Posture Considerations
Neither a desk mat nor a mouse pad is ergonomic equipment — they don’t replace proper chair height, monitor positioning, or keyboard placement. But a comfortable surface removes one small source of discomfort from the equation, and that compounds over a full working day.
Frequently Asked Questions
Do I need a mouse pad if I have a desk mat? For everyday work, no. A cloth desk mat provides perfectly good mouse tracking. If you game competitively or do precision design work, adding a dedicated mouse pad on top of the mat gives better tracking without sacrificing the desk mat’s protection and aesthetics.
Are desk mats worth it for small desks?

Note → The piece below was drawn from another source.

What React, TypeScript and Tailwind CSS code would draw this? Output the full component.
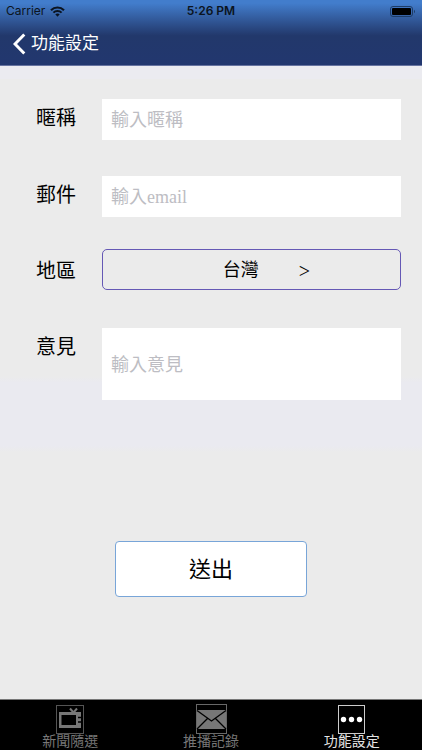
import type { ReactNode } from "react";

const boxClass =
  "min-w-0 flex-1 bg-white px-[9px] pt-[2px] text-[18px] text-black outline-none placeholder:text-[#bdbdc3] placeholder:opacity-100";

function StatusBar() {
  return (
    <div className="grid h-[22px] grid-cols-3 items-center px-[6px] font-['Inter',sans-serif] text-[12px] leading-[22px] text-[#0b1420]">
      <div className="flex items-center gap-[5px]">
        <span>Carrier</span>
        <svg width="15" height="11" viewBox="0 0 15 11" fill="none" aria-hidden="true">
          <path d="M1 4.2C4.6.5 10.4.5 14 4.2" stroke="#0b1420" strokeWidth="2.1" />
          <path d="M3.4 6.6c2.3-2.3 5.9-2.3 8.2 0" stroke="#0b1420" strokeWidth="2" />
          <path d="M5.3 8.3c1.2-1.2 3.2-1.2 4.4 0L7.5 10.7z" fill="#0b1420" />
        </svg>
      </div>
      <span className="text-center font-semibold">5:26 PM</span>
      <svg className="justify-self-end" width="26" height="11" viewBox="0 0 26 11" aria-hidden="true">
        <rect x=".5" y=".5" width="22" height="10" rx="2.5" fill="none" stroke="#1d3c66" />
        <rect x="2" y="2" width="19" height="7" rx="1" fill="#000" />
        <path d="M24 3.8c1.3.5 1.3 2.9 0 3.4z" fill="#1d3c66" />
      </svg>
    </div>
  );
}

function Row({ id, label, tall, children }: { id: string; label: string; tall?: boolean; children: ReactNode }) {
  return (
    <div className="flex items-start">
      <label
        htmlFor={id}
        className={`flex w-[66px] shrink-0 items-center pt-[2px] text-[20px] ${tall ? "h-[41px]" : "h-9"}`}
      >
        {label}
      </label>
      {children}
    </div>
  );
}

function Tab({ label, active, children }: { label: string; active?: boolean; children: ReactNode }) {
  return (
    <button
      type="button"
      aria-current={active ? "page" : undefined}
      className={`flex flex-1 flex-col items-center ${active ? "text-[#e4e4e4]" : "text-[#777]"}`}
    >
      <span className="flex h-[30px] items-center">{children}</span>
      <span className="text-[14px] leading-4">{label}</span>
    </button>
  );
}

export default function App() {
  return (
    <div className="flex min-h-screen flex-col bg-[#ebebeb] font-['Liberation_Serif','Noto_Sans_CJK_TC',sans-serif] text-black">
      <header className="h-[66px] border-b border-[#6673a0] bg-linear-to-b from-[#427dcc] from-5% via-[#22386b] via-55% to-[#22376f]">
        <StatusBar />
        <button type="button" className="flex h-[43px] items-center gap-[5px] pl-[13px] text-[17px] text-white">
          <svg width="13" height="22" viewBox="0 0 13 22" fill="none" aria-hidden="true">
            <path d="M11.3 1.5 2 11l9.3 9.5" stroke="white" strokeWidth="3" />
          </svg>
          功能設定
        </button>
      </header>

      <main className="flex-1 bg-[linear-gradient(#ebebf0_2%,#ebebeb_2%,#ebebeb_49%,#eaeaf0_50%,#eaeaf0_60%,#ebebeb_61%)]">
        <form className="flex flex-col pt-[33px] pr-[21px] pl-9" onSubmit={(e) => e.preventDefault()}>
          <div className="flex flex-col gap-9">
            <Row id="nickname" label="暱稱">
              <input id="nickname" type="text" placeholder="輸入暱稱" className={`${boxClass} h-[41px]`} />
            </Row>
            <Row id="email" label="郵件">
              <input id="email" type="email" placeholder="輸入email" className={`${boxClass} h-[41px]`} />
            </Row>
            <div className="-mt-1 flex flex-col gap-[38px]">
              <Row id="region" label="地區" tall>
                <button
                  id="region"
                  type="button"
                  className="flex h-[41px] flex-1 items-center justify-center gap-10 rounded-[5px] border border-[#6558b5] pt-[2px] pl-[30px] text-[18px]"
                >
                  <span>台灣</span>
                  <span className="text-[20px]">&gt;</span>
                </button>
              </Row>
              <Row id="opinion" label="意見">
                <input id="opinion" type="text" placeholder="輸入意見" className={`${boxClass} h-[72px]`} />
              </Row>
            </div>
          </div>
          <button
            type="submit"
            className="mt-[141px] mr-[15px] h-14 w-48 self-center rounded-[4px] border border-[#78a5d8] bg-white text-[22px]"
          >
            送出
          </button>
        </form>
      </main>

      <nav className="flex h-[51px] border-t border-[#777] bg-black pt-[4px]">
        <Tab label="新聞隨選">
          <svg width="28" height="29" viewBox="0 0 28 29" fill="none" aria-hidden="true">
            <rect x=".5" y=".5" width="27" height="28" stroke="#555" />
            <path d="M14 3.5 17.5 7.5M21 3.5 17.5 7.5" stroke="#777" strokeWidth="2" />
            <path fillRule="evenodd" d="M3 7h22v16H3zM5.500 10v10h14.500V10z" fill="#777" />
            <path d="M22 12.500h3M22 17h3" stroke="#000" strokeWidth="1.500" />
          </svg>
        </Tab>
        <Tab label="推播記錄">
          <svg width="31" height="30" viewBox="0 0 31 30" fill="none" aria-hidden="true">
            <rect x=".5" y=".5" width="30" height="29" stroke="#686868" />
            <path d="M1 6h29v19H1z" fill="#777" />
            <path d="m1 6.500 14.500 10.500L30 6.500M1 25l10.500-10.500M30 25 19.500 14.500" stroke="#000" strokeWidth="1.300" />
          </svg>
        </Tab>
        <Tab label="功能設定" active>
          <svg width="27" height="29" viewBox="0 0 27 29" fill="none" aria-hidden="true">
            <rect x=".5" y=".5" width="26" height="28" stroke="#ccc" />
            <circle cx="5.500" cy="14.500" r="2.700" fill="white" />
            <circle cx="13.500" cy="14.500" r="2.700" fill="white" />
            <circle cx="21.500" cy="14.500" r="2.700" fill="white" />
          </svg>
        </Tab>
      </nav>
    </div>
  );
}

Yes — arguably more so. A 70cm × 35cm mat fits most small desks and protects the surface from keyboard scratches, mouse wear, and coffee spills. On a small desk where everything’s close together, having one unified surface stops items sliding around.
How long do desk mats last? Cloth desk mats last 1-2 years with daily use before the surface starts to fray or lose its texture. Leather and PU mats last 2-4 years. Premium felt mats like Oakywood can last 5+ years with proper care. Mouse pads wear out faster because the friction is concentrated in a smaller area — expect 6-12 months for regular use.
Can I cut a desk mat to fit my desk? Cloth mats with stitched edges — not without fraying. PU leather mats can be trimmed with a sharp blade if you’re careful. Cork mats cut cleanly. But it’s easier to just buy the right size — most brands offer 3-4 size options.
Does a desk mat affect keyboard feel? Slightly. A soft mat under a mechanical keyboard dampens bottom-out sound and makes the typing feel marginally softer. Most people consider this an improvement. If you prefer a firm, clacky typing experience, a hard desk or a thin mat preserves more of that feel.